When they were ready to perform live, they did so every chance they got. “We just got really excited about playing and wanted to play out as much as we possibly could,” explains Riddle. “Then we basically didn’t stop playing and people started showing up.” Why people started showing up isn’t hard to discern; there are a lot of back-to-basics rock acts out there, but The Delphines bring it down to an almost elemental level. Riddle and Colby don’t use any guitar pedals, no distortion or feedback, and Ault only plays two drums, lending a bright sort of clarity to every catchy guitar line and a spaciousness to every song, even as it rushes by you in two or three minutes. “It’s a basic, simple sound, but you can get a lot out of it,” says Ault. “There’s a lot of things you can do creatively within that simplicity.” This efficient minimalism extends to their recordings, which are done on a laptop without even the benefit of an external microphone, but mysteriously turn that digital tininess into an asset.

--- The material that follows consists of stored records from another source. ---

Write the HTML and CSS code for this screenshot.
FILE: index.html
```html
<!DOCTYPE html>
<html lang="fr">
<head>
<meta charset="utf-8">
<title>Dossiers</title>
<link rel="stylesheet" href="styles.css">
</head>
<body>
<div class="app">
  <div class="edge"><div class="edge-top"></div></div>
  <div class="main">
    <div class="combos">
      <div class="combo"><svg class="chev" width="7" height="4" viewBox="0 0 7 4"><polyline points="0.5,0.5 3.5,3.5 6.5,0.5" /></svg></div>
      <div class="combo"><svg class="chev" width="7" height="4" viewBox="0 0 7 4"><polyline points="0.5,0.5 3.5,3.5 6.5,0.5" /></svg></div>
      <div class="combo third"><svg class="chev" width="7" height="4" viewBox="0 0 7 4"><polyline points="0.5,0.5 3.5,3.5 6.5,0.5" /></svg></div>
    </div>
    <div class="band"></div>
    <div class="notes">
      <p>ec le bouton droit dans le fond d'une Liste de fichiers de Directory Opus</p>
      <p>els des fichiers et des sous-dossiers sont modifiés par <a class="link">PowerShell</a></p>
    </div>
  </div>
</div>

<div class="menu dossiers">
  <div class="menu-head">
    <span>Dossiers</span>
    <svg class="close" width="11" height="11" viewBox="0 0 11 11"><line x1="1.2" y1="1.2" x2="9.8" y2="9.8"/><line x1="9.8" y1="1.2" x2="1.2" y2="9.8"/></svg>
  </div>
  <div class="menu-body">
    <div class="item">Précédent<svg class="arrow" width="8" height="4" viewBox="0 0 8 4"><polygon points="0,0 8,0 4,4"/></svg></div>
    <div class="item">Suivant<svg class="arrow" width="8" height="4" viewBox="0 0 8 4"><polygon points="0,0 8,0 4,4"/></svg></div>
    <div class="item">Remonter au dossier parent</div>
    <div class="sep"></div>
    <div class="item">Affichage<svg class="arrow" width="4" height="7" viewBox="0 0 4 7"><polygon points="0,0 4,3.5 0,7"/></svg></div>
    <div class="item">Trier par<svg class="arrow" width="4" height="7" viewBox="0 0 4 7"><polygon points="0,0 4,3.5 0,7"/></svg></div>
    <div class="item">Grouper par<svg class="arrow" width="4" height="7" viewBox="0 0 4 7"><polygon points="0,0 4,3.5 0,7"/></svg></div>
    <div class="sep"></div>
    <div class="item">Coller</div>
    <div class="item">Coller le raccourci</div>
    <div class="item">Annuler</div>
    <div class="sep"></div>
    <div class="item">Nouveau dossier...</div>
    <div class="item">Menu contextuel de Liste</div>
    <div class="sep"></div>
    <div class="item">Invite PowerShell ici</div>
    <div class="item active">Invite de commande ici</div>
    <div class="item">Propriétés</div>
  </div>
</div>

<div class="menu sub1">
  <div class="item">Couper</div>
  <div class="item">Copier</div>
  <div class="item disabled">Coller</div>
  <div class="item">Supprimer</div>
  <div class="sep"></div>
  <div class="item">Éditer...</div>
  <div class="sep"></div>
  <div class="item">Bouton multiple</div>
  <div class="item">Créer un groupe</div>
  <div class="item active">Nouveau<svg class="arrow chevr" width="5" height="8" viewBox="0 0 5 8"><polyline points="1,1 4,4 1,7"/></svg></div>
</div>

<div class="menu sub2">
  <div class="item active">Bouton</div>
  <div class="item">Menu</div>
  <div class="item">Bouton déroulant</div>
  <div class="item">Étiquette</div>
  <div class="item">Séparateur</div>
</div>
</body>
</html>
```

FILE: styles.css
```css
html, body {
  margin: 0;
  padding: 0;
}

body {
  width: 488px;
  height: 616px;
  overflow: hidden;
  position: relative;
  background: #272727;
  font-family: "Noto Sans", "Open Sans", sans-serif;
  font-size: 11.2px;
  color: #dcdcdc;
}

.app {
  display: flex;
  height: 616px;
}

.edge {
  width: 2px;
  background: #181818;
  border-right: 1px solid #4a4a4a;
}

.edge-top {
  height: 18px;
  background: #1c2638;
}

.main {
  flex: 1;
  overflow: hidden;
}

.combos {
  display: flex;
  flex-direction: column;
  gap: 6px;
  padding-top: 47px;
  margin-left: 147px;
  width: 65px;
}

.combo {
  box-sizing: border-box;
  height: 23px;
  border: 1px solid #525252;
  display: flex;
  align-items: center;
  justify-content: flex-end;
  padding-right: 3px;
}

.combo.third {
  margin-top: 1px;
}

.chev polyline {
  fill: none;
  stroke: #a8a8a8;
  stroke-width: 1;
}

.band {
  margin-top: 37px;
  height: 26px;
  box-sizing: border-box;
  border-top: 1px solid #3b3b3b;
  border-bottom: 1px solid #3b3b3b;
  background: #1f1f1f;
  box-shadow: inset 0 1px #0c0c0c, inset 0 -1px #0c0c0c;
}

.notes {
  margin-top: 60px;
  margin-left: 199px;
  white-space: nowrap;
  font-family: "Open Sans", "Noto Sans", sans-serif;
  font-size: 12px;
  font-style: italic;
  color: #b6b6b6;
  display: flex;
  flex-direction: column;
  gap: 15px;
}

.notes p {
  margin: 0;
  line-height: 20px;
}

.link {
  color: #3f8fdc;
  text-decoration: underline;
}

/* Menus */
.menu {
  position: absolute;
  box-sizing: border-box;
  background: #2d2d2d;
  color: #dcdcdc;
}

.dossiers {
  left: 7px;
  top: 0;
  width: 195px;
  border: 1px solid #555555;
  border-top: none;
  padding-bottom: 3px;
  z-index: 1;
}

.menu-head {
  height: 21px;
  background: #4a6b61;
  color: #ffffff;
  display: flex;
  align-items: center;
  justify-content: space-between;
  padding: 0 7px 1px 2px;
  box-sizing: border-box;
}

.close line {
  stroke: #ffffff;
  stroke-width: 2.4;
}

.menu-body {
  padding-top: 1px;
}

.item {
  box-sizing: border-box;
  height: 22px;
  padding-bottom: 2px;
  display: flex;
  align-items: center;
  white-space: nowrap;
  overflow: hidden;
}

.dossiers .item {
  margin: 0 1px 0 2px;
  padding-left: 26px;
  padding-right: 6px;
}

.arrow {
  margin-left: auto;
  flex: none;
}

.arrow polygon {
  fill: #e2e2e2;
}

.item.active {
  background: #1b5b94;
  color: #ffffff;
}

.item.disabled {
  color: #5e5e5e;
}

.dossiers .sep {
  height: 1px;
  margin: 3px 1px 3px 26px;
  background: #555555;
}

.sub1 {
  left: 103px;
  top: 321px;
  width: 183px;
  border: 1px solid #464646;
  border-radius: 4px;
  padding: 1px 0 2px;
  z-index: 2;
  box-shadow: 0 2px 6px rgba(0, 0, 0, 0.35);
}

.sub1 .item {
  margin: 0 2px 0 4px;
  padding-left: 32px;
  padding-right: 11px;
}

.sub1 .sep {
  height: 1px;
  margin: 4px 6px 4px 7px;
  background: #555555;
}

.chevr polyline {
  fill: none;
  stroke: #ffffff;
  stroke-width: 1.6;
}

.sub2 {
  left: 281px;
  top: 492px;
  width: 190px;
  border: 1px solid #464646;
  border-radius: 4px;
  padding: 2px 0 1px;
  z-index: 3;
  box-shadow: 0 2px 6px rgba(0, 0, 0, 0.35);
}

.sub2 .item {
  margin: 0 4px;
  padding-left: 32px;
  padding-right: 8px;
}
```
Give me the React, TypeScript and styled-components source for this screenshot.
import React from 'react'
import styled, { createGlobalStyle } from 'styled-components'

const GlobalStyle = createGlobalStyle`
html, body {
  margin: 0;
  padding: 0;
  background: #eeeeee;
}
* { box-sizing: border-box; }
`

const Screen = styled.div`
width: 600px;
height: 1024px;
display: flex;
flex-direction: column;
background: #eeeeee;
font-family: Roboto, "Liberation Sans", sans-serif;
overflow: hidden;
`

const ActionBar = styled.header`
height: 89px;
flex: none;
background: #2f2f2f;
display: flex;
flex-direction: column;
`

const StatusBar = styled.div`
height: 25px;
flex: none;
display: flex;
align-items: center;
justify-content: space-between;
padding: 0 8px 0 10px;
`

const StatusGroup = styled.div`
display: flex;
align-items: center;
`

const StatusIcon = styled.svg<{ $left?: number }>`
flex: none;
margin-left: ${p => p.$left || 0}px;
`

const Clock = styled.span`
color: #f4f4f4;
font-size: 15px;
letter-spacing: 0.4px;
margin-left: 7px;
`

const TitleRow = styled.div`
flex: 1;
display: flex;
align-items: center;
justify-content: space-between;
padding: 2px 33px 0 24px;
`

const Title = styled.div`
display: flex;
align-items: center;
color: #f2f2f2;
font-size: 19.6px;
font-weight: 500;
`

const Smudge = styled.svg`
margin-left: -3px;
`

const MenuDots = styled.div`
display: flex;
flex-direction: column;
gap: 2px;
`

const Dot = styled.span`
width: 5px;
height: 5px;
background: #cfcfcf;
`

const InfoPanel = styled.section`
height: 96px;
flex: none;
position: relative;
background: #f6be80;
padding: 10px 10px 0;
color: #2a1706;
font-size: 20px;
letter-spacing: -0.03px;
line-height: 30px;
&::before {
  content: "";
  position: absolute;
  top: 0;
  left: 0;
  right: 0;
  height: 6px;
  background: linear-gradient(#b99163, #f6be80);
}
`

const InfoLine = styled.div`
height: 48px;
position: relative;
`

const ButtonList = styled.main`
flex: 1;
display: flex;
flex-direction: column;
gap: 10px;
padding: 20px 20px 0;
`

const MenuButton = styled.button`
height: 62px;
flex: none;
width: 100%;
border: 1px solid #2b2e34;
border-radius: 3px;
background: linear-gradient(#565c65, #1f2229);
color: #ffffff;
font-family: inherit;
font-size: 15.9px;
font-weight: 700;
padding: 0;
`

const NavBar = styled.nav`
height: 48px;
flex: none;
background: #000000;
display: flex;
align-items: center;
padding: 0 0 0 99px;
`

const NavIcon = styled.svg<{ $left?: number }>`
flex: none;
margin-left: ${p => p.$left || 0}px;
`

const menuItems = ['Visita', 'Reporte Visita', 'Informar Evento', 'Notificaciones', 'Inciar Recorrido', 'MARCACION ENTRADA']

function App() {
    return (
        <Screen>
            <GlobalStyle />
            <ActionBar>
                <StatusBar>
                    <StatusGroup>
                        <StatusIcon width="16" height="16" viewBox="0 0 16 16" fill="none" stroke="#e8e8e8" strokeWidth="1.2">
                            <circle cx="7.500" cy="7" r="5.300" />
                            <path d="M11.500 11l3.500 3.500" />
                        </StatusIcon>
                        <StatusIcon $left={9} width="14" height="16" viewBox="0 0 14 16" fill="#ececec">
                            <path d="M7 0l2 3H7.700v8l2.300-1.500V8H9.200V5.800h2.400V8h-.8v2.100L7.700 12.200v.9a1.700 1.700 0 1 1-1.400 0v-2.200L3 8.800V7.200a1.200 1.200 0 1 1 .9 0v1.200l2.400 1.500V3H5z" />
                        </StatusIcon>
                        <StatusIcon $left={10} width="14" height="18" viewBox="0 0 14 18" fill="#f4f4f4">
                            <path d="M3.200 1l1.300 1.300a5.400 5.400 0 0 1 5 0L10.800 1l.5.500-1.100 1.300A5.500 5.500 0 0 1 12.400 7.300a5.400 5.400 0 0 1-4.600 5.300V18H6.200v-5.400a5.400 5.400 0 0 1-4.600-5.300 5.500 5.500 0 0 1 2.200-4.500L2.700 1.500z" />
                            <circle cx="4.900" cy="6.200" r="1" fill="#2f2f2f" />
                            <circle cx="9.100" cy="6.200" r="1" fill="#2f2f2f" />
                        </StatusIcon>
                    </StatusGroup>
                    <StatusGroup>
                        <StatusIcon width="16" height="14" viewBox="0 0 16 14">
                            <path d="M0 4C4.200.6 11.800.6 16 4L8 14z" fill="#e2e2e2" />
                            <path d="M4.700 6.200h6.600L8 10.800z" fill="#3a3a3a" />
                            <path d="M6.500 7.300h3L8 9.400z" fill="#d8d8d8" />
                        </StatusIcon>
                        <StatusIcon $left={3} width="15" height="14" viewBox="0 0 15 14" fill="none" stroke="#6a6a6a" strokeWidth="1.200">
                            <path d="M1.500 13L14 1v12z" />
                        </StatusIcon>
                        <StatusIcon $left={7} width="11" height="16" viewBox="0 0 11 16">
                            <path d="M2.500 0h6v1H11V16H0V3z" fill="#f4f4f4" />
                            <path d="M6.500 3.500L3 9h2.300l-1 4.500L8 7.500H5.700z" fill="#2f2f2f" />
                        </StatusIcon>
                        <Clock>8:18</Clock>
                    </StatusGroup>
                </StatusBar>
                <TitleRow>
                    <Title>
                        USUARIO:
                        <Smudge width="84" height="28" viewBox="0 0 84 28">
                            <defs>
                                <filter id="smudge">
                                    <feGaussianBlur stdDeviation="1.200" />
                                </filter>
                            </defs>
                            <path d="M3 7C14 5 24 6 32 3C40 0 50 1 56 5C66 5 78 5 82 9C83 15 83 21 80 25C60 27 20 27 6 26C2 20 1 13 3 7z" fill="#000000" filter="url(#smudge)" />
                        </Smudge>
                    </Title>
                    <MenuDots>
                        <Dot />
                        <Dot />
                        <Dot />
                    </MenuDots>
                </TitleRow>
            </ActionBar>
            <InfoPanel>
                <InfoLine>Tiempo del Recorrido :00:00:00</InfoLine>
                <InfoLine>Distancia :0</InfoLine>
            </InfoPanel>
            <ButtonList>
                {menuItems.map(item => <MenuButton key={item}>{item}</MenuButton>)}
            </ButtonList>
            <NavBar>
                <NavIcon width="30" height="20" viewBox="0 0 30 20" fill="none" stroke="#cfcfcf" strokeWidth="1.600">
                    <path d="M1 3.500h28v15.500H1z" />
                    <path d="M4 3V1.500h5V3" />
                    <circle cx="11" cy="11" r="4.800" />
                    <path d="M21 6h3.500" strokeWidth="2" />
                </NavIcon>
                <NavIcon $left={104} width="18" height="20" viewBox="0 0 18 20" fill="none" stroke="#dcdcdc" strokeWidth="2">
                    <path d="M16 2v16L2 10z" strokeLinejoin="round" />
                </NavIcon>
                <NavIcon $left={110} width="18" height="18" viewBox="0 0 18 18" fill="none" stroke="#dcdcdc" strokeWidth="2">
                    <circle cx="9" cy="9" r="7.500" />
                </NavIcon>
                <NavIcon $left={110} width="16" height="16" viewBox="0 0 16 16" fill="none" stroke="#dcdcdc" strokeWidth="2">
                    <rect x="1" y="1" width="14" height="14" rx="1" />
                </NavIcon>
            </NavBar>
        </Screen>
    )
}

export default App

Even a great sound and superb song-craft only explain part of The Delphines’ expedited transition from scene newcomers to leading lights, and the group is quick to credit the rest to its adopted home. To be honest, the way they gush about how great the city’s musical landscape is feels a little foreign, and extremely refreshing, to one accustomed to the usual discontented grumblings. It’s hard not to hear Eaton describe “an attitude here that you don’t necessarily see in a lot of places, where it’s not that people aren’t competitive, but they don’t try to pull each other down” and not feel good about the city’s musical future, which makes you want to root for the band—who, by the way, have a string of dates and a 7-inch on Thread Pull Records coming up—even more. Milwaukee seems to be simply reciprocating the enthusiasm put out by the band, and if they can keep that up, The Delphines’ future should be very bright indeed.